_What you have to do_
In the material below, please retype the lines from the very first through the one with "<nav-bar></nav-bar>", exactly and without pictures.

== Provided material

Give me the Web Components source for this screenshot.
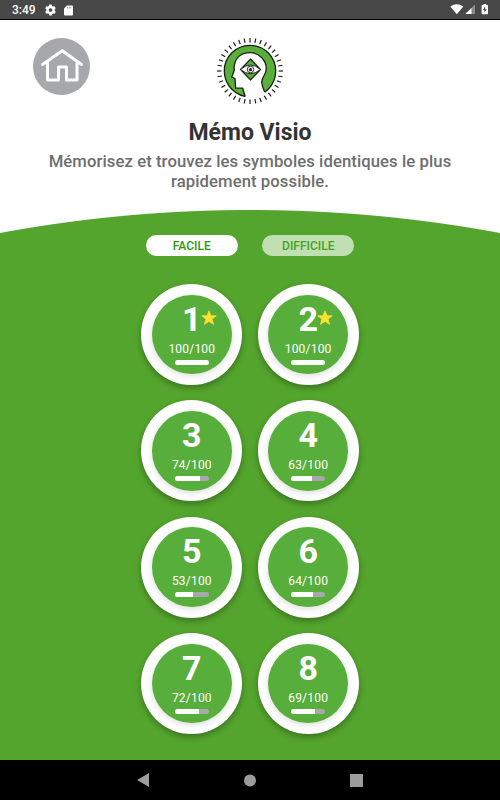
<!DOCTYPE html>
<html lang="fr">
<head>
<meta charset="utf-8">
<title>Mémo Visio</title>
<style>
  body {
    margin: 0;
    height: 800px;
    display: flex;
    flex-direction: column;
    overflow: hidden;
    background: #000;
    font-family: Roboto, "Liberation Sans", sans-serif;
  }

  game-screen {
    flex: 1;
  }
</style>
</head>
<body>
<status-bar time="3:49"></status-bar>
<game-screen>
  <home-button slot="home"></home-button>
  <visio-logo slot="logo"></visio-logo>
  <span slot="title">Mémo Visio</span>
  <span slot="description">Mémorisez et trouvez les symboles identiques le plus rapidement possible.</span>
  <level-tab slot="tabs" active>FACILE</level-tab>
  <level-tab slot="tabs">DIFFICILE</level-tab>
  <level-badge level="1" score="100"></level-badge>
  <level-badge level="2" score="100"></level-badge>
  <level-badge level="3" score="74"></level-badge>
  <level-badge level="4" score="63"></level-badge>
  <level-badge level="5" score="53"></level-badge>
  <level-badge level="6" score="64"></level-badge>
  <level-badge level="7" score="72"></level-badge>
  <level-badge level="8" score="69"></level-badge>
</game-screen>
<nav-bar></nav-bar>

<script>
class StatusBar extends HTMLElement {
  constructor() {
    super();
    this.attachShadow({ mode: 'open' });
    this.shadowRoot.innerHTML = `
      <style>
        :host {
          display: flex;
          align-items: center;
          box-sizing: border-box;
          height: 20px;
          padding: 0 11px 0 12px;
          background: #484848;
          border-bottom: 1px solid #000;
          color: #fff;
          font-size: 12px;
          line-height: 19px;
          font-weight: 500;
        }
        svg { display: block; }
        .time { width: 33px; padding-top: 1px; }
        .icons { flex: 1; display: flex; align-items: center; gap: 8px; padding-top: 1px; }
      </style>
      <span class="time">${this.getAttribute('time')}</span>
      <div class="icons">
        <svg width="11" height="12" viewBox="0 0 22 22">
          <path fill="#fff" fill-rule="evenodd" d="M8.500 0h5l.7 3 2 1.200 2.900-.9 2.500 4.300-2.200 2.100v2.600l2.200 2.100-2.500 4.300-2.900-.9-2 1.200-.7 3h-5l-.7-3-2-1.200-2.900.9L.4 14.400l2.200-2.100V9.700L.4 7.600l2.500-4.300 2.900.9 2-1.200zM11 7.300a3.700 3.700 0 1 0 0 7.400 3.700 3.700 0 0 0 0-7.400z"/>
        </svg>
        <svg width="9" height="11" viewBox="0 0 9 11">
          <path fill="#fff" d="M3 .5h5q1 0 1 1v8q0 1-1 1H1q-1 0-1-1v-6z"/>
          <path stroke="#777" stroke-width=".7" d="M3.500 1.700v1.800M5.200 1.700v1.800M6.900 1.700v1.800"/>
        </svg>
      </div>
      <svg width="39" height="12" viewBox="450 4 39 12">
        <path fill="#fff" d="M450.300 6.600Q456.800 1.900 463.300 6.600L456.800 14.300z"/>
        <path fill="#8b8b8b" d="M475 4.500V14h-9.700z"/>
        <path fill="#fff" d="M471.500 8v6h-6.200z"/>
        <path fill="#fff" d="M483.500 4h2.600v1h1.200q.7 0 .7.700v7.700q0 .8-.7.800h-5q-.7 0-.7-.8V5.700q0-.7.700-.7h1.200z"/>
        <path fill="#484848" d="M485.200 6.500l-2.300 3.500h1.500v2.800l2.300-3.600h-1.500z"/>
      </svg>`;
  }
}
window.customElements.define('status-bar', StatusBar);

class HomeButton extends HTMLElement {
  constructor() {
    super();
    this.attachShadow({ mode: 'open' });
    this.shadowRoot.innerHTML = `
      <style>
        :host { display: block; width: 57px; height: 57px; }
        svg { display: block; }
      </style>
      <svg width="57" height="57" viewBox="0 0 57 57" role="img" aria-label="Accueil">
        <circle cx="28.500" cy="28.500" r="28.500" fill="#a7a8ac"/>
        <path fill="none" stroke="#fff" stroke-width="3" stroke-linecap="round" stroke-linejoin="round"
          d="M9.600 26.500L29.200 12.700 48.500 26.500M14.500 24v18h11V29h8v13h10.500V24"/>
      </svg>`;
  }
}
window.customElements.define('home-button', HomeButton);

class VisioLogo extends HTMLElement {
  constructor() {
    super();
    const rays = 36;
    const lines = Array.from({ length: rays }, (_, i) =>
      `<path d="M0 -33V-28.600" transform="rotate(${i * 360 / rays})"/>`).join('');

    this.attachShadow({ mode: 'open' });
    this.shadowRoot.innerHTML = `
      <style>
        :host { display: block; width: 68px; height: 68px; }
        svg { display: block; }
      </style>
      <svg width="68" height="68" viewBox="-34 -34 68 68">
        <circle r="25.700" fill="#5aaf3a" stroke="#14200f" stroke-width="1.300"/>
        <path fill="#fff" d="M-4.800 27.500V25.500L-7.300 17.200H-14.400L-15 7.500L-18.200 6.200L-15.500-1.500Q-16.400-4-15.600-6C-14-14-8-18.300 0-18.300C9-18.300 16.300-11 16.300-2.500C16.300 4 11.500 6 11.700 11.500Q12.300 16 14.700 21L16 24L8 30z"/>
        <path fill="none" stroke="#14200f" stroke-width="1.300" stroke-linejoin="round" d="M-4.800 25.500L-7.300 17.200H-14.400L-15 7.500L-18.200 6.200L-15.500-1.500Q-16.400-4-15.600-6C-14-14-8-18.300 0-18.300C9-18.300 16.300-11 16.300-2.500C16.300 4 11.500 6 11.700 11.500Q12.300 16 14.700 21"/>
        <g stroke="#1b1b1b" stroke-width="1.200">${lines}</g>
        <path fill="#5aaf3a" stroke="#14200f" stroke-width="1.200" d="M.5-12L10.500-1.500.5 9-9.500-1.500z"/>
        <path fill="#fff" stroke="#14200f" d="M-9.500-1.500Q.5-10.500 10.500-1.500Q.5 7-9.500-1.500z"/>
        <circle cx=".5" cy="-1.500" r="3.200" fill="#fff" stroke="#222"/>
        <circle cx=".5" cy="-1.300" r="1.600" fill="#222"/>
      </svg>`;
  }
}
window.customElements.define('visio-logo', VisioLogo);

class LevelTab extends HTMLElement {
  constructor() {
    super();
    this.attachShadow({ mode: 'open' });
    this.shadowRoot.innerHTML = `
      <style>
        :host {
          display: block;
          width: 92px;
          height: 21px;
          border-radius: 11px;
          background: #c0dfb3;
          color: #45a41c;
          font-size: 12px;
          font-weight: 500;
          line-height: 22px;
          text-align: center;
        }
        :host([active]) { background: #fff; color: #2a9a0c; }
      </style>
      <slot></slot>`;
  }
}
window.customElements.define('level-tab', LevelTab);

class LevelBadge extends HTMLElement {
  constructor() {
    super();
    const score = Number(this.getAttribute('score'));

    this.attachShadow({ mode: 'open' });
    this.shadowRoot.innerHTML = `
      <style>
        :host {
          display: block;
          box-sizing: border-box;
          width: 101px;
          height: 101px;
          padding: 10.800px;
          border-radius: 50%;
          background: #fff;
          box-shadow: 0 3px 6px rgba(0, 0, 0, .3);
        }
        .disc {
          display: flex;
          flex-direction: column;
          align-items: center;
          position: relative;
          height: 100%;
          border-radius: 50%;
          background: #58ae3a;
          box-shadow: 0 2px 6px rgba(0, 0, 0, .14);
          color: #fff;
        }
        .level {
          margin-top: 4px;
          font-size: 34px;
          line-height: 40px;
          font-weight: 700;
        }
        .score {
          margin-top: 2px;
          font-size: 12px;
          line-height: 16px;
          letter-spacing: .2px;
        }
        .bar {
          margin-top: 3px;
          width: 33.500px;
          height: 5px;
          border-radius: 2.500px;
          overflow: hidden;
          background: #a7a8ac;
        }
        .fill { height: 100%; background: #fff; }
        .star { position: absolute; left: 49px; top: 15px; }
      </style>
      <div class="disc">
        <span class="level">${this.getAttribute('level')}</span>
        <span class="score">${score}/100</span>
        <div class="bar"><div class="fill" style="width: ${score}%"></div></div>
        ${score === 100 ? this._starTemplate() : ''}
      </div>`;
  }

  _starTemplate() {
    return `<svg class="star" width="16" height="16" viewBox="0 0 16 16">
      <path fill="#fde030" stroke="#fde030" stroke-width=".8" stroke-linejoin="round" d="M8 .8l2 5h5.200l-4.200 3.400 1.600 5.200L8 11.300l-4.600 3.100L5 9.200.8 5.800H6z"/>
    </svg>`;
  }
}
window.customElements.define('level-badge', LevelBadge);

class GameScreen extends HTMLElement {
  constructor() {
    super();
    this.attachShadow({ mode: 'open' });
    this.shadowRoot.innerHTML = `
      <style>
        :host {
          display: flex;
          flex-direction: column;
          align-items: center;
          background: radial-gradient(circle at 250px 1561px, #54a52d 1370.500px, #fff 1371.500px);
        }
        header {
          display: grid;
          grid-template-columns: 1fr 68px 1fr;
          width: 100%;
          box-sizing: border-box;
          padding: 17px 33px 0;
        }
        .home { padding-top: 1px; }
        h1 {
          margin: 14px 0 0;
          color: #333;
          font-size: 23px;
          font-weight: 700;
          line-height: 28px;
        }
        p {
          margin: 5px 0 0;
          width: 430px;
          color: #6e6e6e;
          font-size: 16.700px;
          font-weight: 500;
          line-height: 20px;
          letter-spacing: .07px;
          text-align: center;
        }
        .tabs { display: flex; gap: 24.500px; margin-top: 43px; }
        .levels {
          display: grid;
          grid-template-columns: auto auto;
          gap: 15.300px;
          margin-top: 28px;
        }
      </style>
      <header>
        <div class="home"><slot name="home"></slot></div>
        <slot name="logo"></slot>
      </header>
      <h1><slot name="title"></slot></h1>
      <p><slot name="description"></slot></p>
      <div class="tabs"><slot name="tabs"></slot></div>
      <div class="levels"><slot></slot></div>`;
  }
}
window.customElements.define('game-screen', GameScreen);

class NavBar extends HTMLElement {
  constructor() {
    super();
    this.attachShadow({ mode: 'open' });
    this.shadowRoot.innerHTML = `
      <style>
        :host {
          display: flex;
          align-items: center;
          justify-content: space-between;
          box-sizing: border-box;
          height: 40px;
          padding: 0 137px;
          background: #000;
        }
        svg { display: block; fill: #9c9c9c; }
      </style>
      <svg width="12" height="14" viewBox="0 0 12 14"><path d="M0 7L12 0v14z"/></svg>
      <svg width="13" height="13" viewBox="0 0 13 13"><circle cx="7" cy="6.500" r="6"/></svg>
      <svg width="13" height="13" viewBox="0 0 13 13"><rect width="13" height="13" rx=".6"/></svg>`;
  }
}
window.customElements.define('nav-bar', NavBar);
</script>
</body>
</html>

====

_Written answer_
Give me the Web Components source for this screenshot.
<!DOCTYPE html>
<html lang="fr">
<head>
<meta charset="utf-8">
<title>Mémo Visio</title>
<style>
  body {
    margin: 0;
    height: 800px;
    display: flex;
    flex-direction: column;
    overflow: hidden;
    background: #000;
    font-family: Roboto, "Liberation Sans", sans-serif;
  }

  game-screen {
    flex: 1;
  }
</style>
</head>
<body>
<status-bar time="3:49"></status-bar>
<game-screen>
  <home-button slot="home"></home-button>
  <visio-logo slot="logo"></visio-logo>
  <span slot="title">Mémo Visio</span>
  <span slot="description">Mémorisez et trouvez les symboles identiques le plus rapidement possible.</span>
  <level-tab slot="tabs" active>FACILE</level-tab>
  <level-tab slot="tabs">DIFFICILE</level-tab>
  <level-badge level="1" score="100"></level-badge>
  <level-badge level="2" score="100"></level-badge>
  <level-badge level="3" score="74"></level-badge>
  <level-badge level="4" score="63"></level-badge>
  <level-badge level="5" score="53"></level-badge>
  <level-badge level="6" score="64"></level-badge>
  <level-badge level="7" score="72"></level-badge>
  <level-badge level="8" score="69"></level-badge>
</game-screen>
<nav-bar></nav-bar>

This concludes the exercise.